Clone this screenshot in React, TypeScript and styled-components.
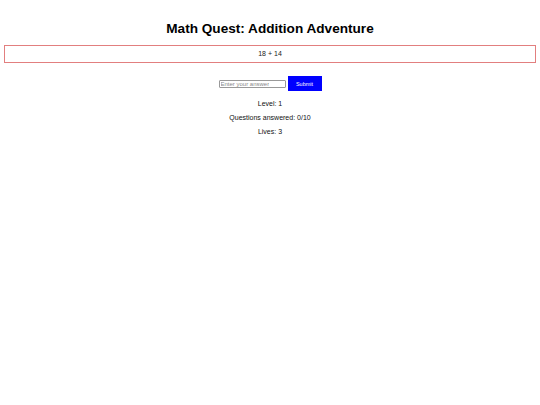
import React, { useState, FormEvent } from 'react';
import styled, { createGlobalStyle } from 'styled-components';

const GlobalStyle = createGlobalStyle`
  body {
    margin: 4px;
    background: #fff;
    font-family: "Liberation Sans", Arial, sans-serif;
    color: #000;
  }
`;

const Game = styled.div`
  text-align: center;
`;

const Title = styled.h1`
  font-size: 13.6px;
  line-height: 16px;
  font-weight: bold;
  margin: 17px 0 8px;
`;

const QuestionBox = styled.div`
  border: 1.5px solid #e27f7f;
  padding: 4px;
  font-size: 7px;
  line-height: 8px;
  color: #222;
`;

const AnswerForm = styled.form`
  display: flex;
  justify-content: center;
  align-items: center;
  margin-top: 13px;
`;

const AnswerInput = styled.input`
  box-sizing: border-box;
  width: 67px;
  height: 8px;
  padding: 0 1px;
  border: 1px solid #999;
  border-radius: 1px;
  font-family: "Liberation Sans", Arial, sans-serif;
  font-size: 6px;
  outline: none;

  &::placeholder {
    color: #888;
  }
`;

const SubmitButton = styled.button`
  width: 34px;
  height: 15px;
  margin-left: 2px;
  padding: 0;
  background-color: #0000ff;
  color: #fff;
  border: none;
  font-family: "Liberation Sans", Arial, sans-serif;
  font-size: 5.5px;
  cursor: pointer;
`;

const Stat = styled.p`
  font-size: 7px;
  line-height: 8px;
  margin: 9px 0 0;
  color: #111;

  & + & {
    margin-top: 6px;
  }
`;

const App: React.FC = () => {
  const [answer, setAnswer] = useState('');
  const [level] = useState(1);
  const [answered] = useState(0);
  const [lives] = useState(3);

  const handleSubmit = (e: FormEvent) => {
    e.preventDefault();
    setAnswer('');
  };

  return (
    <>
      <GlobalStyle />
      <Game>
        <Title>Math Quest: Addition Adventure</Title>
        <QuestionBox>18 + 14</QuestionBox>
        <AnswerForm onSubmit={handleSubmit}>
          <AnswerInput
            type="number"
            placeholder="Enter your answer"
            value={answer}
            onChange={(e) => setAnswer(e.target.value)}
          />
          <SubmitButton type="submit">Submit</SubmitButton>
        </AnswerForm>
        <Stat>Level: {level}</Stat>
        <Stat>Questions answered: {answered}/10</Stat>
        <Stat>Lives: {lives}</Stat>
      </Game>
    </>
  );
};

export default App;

==============================

■ **TASK BRIEF**:
Skip the pictures, then retype every line above exactly.

■ **IN RESPONSE**:
Clone this screenshot in React, TypeScript and styled-components.
import React, { useState, FormEvent } from 'react';
import styled, { createGlobalStyle } from 'styled-components';

const GlobalStyle = createGlobalStyle`
  body {
    margin: 4px;
    background: #fff;
    font-family: "Liberation Sans", Arial, sans-serif;
    color: #000;
  }
`;

const Game = styled.div`
  text-align: center;
`;

const Title = styled.h1`
  font-size: 13.6px;
  line-height: 16px;
  font-weight: bold;
  margin: 17px 0 8px;
`;

const QuestionBox = styled.div`
  border: 1.5px solid #e27f7f;
  padding: 4px;
  font-size: 7px;
  line-height: 8px;
  color: #222;
`;

const AnswerForm = styled.form`
  display: flex;
  justify-content: center;
  align-items: center;
  margin-top: 13px;
`;

const AnswerInput = styled.input`
  box-sizing: border-box;
  width: 67px;
  height: 8px;
  padding: 0 1px;
  border: 1px solid #999;
  border-radius: 1px;
  font-family: "Liberation Sans", Arial, sans-serif;
  font-size: 6px;
  outline: none;

  &::placeholder {
    color: #888;
  }
`;

const SubmitButton = styled.button`
  width: 34px;
  height: 15px;
  margin-left: 2px;
  padding: 0;
  background-color: #0000ff;
  color: #fff;
  border: none;
  font-family: "Liberation Sans", Arial, sans-serif;
  font-size: 5.5px;
  cursor: pointer;
`;

const Stat = styled.p`
  font-size: 7px;
  line-height: 8px;
  margin: 9px 0 0;
  color: #111;

  & + & {
    margin-top: 6px;
  }
`;

const App: React.FC = () => {
  const [answer, setAnswer] = useState('');
  const [level] = useState(1);
  const [answered] = useState(0);
  const [lives] = useState(3);

  const handleSubmit = (e: FormEvent) => {
    e.preventDefault();
    setAnswer('');
  };

  return (
    <>
      <GlobalStyle />
      <Game>
        <Title>Math Quest: Addition Adventure</Title>
        <QuestionBox>18 + 14</QuestionBox>
        <AnswerForm onSubmit={handleSubmit}>
          <AnswerInput
            type="number"
            placeholder="Enter your answer"
            value={answer}
            onChange={(e) => setAnswer(e.target.value)}
          />
          <SubmitButton type="submit">Submit</SubmitButton>
        </AnswerForm>
        <Stat>Level: {level}</Stat>
        <Stat>Questions answered: {answered}/10</Stat>
        <Stat>Lives: {lives}</Stat>
      </Game>
    </>
  );
};

export default App;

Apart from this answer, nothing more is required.